> _Problem_
Pick out the lines below that contain the string "component" and copy them all.

--- START OF Supplied data ---

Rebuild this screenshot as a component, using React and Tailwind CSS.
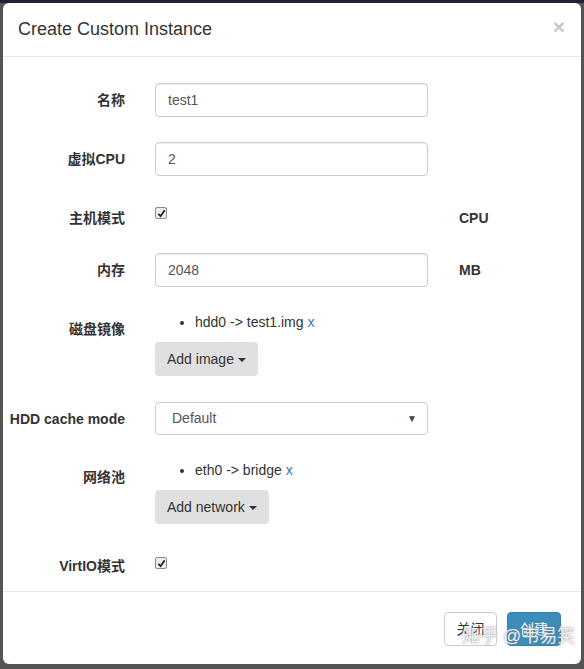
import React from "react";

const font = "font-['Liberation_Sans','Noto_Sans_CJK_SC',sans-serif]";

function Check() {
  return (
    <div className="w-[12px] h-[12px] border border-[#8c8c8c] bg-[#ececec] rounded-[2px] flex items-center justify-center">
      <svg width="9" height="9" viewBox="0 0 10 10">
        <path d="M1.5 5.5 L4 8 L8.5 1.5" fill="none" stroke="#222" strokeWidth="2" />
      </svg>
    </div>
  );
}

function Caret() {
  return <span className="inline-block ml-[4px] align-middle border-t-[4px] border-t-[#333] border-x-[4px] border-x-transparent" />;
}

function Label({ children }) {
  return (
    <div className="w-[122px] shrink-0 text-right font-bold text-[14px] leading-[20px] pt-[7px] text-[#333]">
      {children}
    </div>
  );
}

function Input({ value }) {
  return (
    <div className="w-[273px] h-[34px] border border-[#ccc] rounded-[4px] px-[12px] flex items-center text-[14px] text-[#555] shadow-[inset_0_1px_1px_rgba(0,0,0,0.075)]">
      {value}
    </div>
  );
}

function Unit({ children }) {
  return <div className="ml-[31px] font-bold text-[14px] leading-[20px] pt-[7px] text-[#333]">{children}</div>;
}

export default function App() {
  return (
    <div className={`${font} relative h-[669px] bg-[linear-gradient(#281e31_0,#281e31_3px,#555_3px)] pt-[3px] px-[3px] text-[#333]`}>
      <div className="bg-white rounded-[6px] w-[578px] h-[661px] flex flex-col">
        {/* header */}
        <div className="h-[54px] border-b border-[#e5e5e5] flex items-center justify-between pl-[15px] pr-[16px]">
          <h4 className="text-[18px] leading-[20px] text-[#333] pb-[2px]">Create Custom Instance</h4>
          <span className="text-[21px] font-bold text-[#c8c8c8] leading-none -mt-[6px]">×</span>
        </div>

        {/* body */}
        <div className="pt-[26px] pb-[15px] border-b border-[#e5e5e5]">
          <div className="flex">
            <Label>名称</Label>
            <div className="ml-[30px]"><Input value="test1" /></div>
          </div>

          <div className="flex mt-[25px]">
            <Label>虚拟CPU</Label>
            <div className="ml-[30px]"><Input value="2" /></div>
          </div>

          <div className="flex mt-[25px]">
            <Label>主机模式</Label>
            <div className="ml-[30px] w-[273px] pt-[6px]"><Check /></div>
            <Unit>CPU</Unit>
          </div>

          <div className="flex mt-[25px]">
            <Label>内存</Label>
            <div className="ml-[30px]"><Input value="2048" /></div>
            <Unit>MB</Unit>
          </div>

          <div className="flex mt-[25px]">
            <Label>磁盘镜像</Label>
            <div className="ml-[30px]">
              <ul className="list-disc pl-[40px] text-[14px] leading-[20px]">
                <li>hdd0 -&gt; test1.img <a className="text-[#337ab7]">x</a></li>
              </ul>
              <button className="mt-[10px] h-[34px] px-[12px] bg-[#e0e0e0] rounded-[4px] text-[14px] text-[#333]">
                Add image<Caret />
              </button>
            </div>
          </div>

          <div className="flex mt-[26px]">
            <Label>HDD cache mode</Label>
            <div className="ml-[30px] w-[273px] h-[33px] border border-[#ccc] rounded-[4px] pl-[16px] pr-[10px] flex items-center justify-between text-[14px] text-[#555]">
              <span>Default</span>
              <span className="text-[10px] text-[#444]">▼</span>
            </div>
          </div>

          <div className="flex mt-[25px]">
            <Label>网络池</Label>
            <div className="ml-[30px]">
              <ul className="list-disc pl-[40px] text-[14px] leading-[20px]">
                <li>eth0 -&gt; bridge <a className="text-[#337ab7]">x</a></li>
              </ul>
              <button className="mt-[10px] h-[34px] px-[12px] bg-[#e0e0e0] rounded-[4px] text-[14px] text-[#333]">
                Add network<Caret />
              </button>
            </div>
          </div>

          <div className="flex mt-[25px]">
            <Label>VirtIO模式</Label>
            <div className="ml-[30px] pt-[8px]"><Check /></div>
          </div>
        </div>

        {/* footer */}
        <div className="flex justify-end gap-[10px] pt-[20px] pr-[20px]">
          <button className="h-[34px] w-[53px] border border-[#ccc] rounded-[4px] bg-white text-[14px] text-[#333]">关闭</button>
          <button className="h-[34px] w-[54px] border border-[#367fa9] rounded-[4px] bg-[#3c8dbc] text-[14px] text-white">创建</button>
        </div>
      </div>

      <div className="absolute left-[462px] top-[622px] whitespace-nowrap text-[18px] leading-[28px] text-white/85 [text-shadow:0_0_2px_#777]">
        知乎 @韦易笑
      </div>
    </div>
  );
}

--- END OF Supplied data ---
--- START OF Supplied data ---

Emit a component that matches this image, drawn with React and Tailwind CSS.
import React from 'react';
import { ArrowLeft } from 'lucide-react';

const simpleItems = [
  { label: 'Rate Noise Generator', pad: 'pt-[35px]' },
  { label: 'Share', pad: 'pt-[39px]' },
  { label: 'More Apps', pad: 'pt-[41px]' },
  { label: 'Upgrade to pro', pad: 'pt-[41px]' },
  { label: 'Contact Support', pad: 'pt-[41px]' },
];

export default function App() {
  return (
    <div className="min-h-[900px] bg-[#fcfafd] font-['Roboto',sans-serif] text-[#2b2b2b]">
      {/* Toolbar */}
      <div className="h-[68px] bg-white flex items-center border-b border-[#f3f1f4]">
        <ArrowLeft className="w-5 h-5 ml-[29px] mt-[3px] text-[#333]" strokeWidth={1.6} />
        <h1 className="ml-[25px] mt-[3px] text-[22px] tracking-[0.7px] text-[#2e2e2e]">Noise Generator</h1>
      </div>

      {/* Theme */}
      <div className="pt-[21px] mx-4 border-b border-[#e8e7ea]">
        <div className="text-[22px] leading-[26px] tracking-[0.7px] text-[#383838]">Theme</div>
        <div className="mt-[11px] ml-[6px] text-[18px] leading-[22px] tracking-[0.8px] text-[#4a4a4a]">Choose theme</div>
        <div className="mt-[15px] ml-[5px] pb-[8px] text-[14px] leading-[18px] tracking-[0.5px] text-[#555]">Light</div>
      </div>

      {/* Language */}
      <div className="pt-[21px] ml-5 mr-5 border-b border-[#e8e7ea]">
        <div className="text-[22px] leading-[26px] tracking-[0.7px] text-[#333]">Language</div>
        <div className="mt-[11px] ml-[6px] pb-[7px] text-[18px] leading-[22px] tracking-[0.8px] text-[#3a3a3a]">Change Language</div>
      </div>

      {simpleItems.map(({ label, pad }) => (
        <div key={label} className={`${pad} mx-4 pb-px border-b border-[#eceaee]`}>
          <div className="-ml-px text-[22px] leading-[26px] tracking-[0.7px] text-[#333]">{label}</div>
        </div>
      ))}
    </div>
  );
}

--- END OF Supplied data ---

> _Written reply_
Rebuild this screenshot as a component, using React and Tailwind CSS.
Emit a component that matches this image, drawn with React and Tailwind CSS.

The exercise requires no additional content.